While I won’t steal his thunder, I will mention their excellent work towards a Civil Space Strategy, ensuring that the UK remains at the forefront of the latest space developments worldwide.
When it comes to partnership, I should add that we’re keen to remain a part of the Galileo project in which we were instrumental from the start.
The threats that Galileo is designed to counter are shared by all of Europe.
So it makes no sense for the Commission to exclude us from this programme especially when many of its key modules and software were developed and built by UK experts.
By denying us the level of participation in Galileo we need to meet our mutual security requirements which is well beyond simply having permission to use the secure signal, the Commission risk setting the programme back a number of years.
It would no doubt also increase its cost.
We don’t want that to happen.
We want to work closely with our European partners on security, so we’re still in discussion about the programme’s future.
But we’re also making sure we’re not limiting our own opportunities.
That includes looking at the possibility of an independent encrypted satellite navigation service, and the MOD is strongly supporting the Task Force led by the UK Space Agency, to look at the alternatives.
The second pillar of our approach is investment in technology and skills.
As Greg Clark announced last November, the government is putting £50 million into the development of spaceports under the UKSA’s LaunchUK programme accessing a global market for launching small satellites worth £10 billion over the next decade.

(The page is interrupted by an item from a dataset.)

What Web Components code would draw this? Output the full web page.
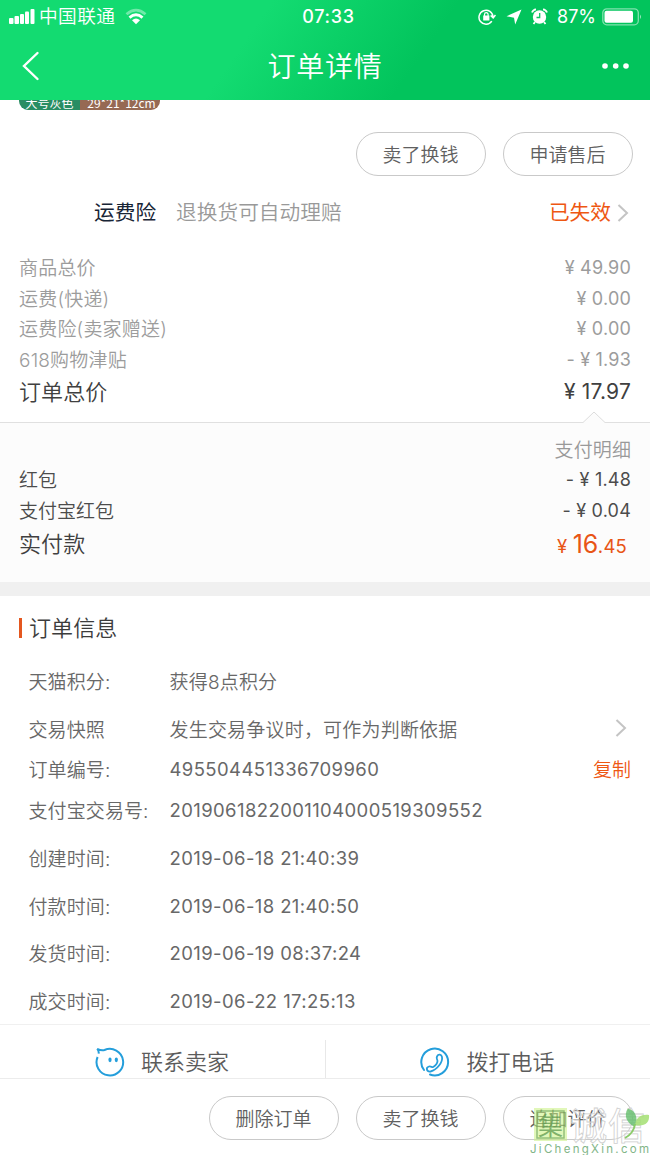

£99 million has been awarded to RAL Space from the government’s Industrial Strategy Challenge Fund to develop the National Satellite Test Facility.
By 2020, that will provide a world class set of facilities for the assembly, integration and testing of space payloads including a large satellite test chamber.
This will enable UK companies to develop “next generation” launch and testing technologies for constructing satellites and delivering payloads into orbit, as well as giving them the tools to bid competitively for international contracts, ensuring the UK remains a world-leader in the space technologies market for decades to come.
£10 million has gone into PRIMUS to develop a small satellite constellation.
And the government has put £.4.5 million into the launch and operation of Surrey Satellites’s Carbonite-2, which has given our military access to sovereign full-motion colour video from space for the first time.
This is serious investment.
MOD Space Strategy
We know this is a huge market - and it’s getting bigger by the day as new applications of technology find new commercial uses.
In addition, the United States and other nations are now actively looking for commercial space partners.
And that brings me to the third part of our approach: seizing opportunity.
With its heritage and expertise, the UK’s industry is well placed to grow rapidly.
Our aim is to grow the UK’s share of the global space market from 6.5% to 10% generating £40 billion a year for by 2030.
So we’re determined to fire up the thrusters for military space capability by publishing our first ever Defence Space Strategy in the summer.
The 2016 Queen’s Speech committed the Government to making space a priority.
As I’ve shown you, we’re now delivering on that commitment through investment and partnership, uniting experts from across government and the private sector.
The Strategy will bring that work together as a vision for the future, and other speakers today and tomorrow will say more about the key elements of it.
And we’re opening up the enticing prospect of Britain regaining the ability to launch satellites into orbit something I know is close to many of your hearts.
On that note, I’d like to leave you with a final thought.
Earlier I mentioned Prospero - the last satellite launched by the UK a successful venture whose results can still be seen in the night sky, nearly half a century later.
That was what we could do back then.
Today we not only have enormous technical nous - we have strong bonds with partner nations across the world.
What could we do tomorrow?
In a few decades’ time, I don’t doubt they’ll be many more sparkling points of light in the night sky to which we can proudly point and say “Made in Britain”.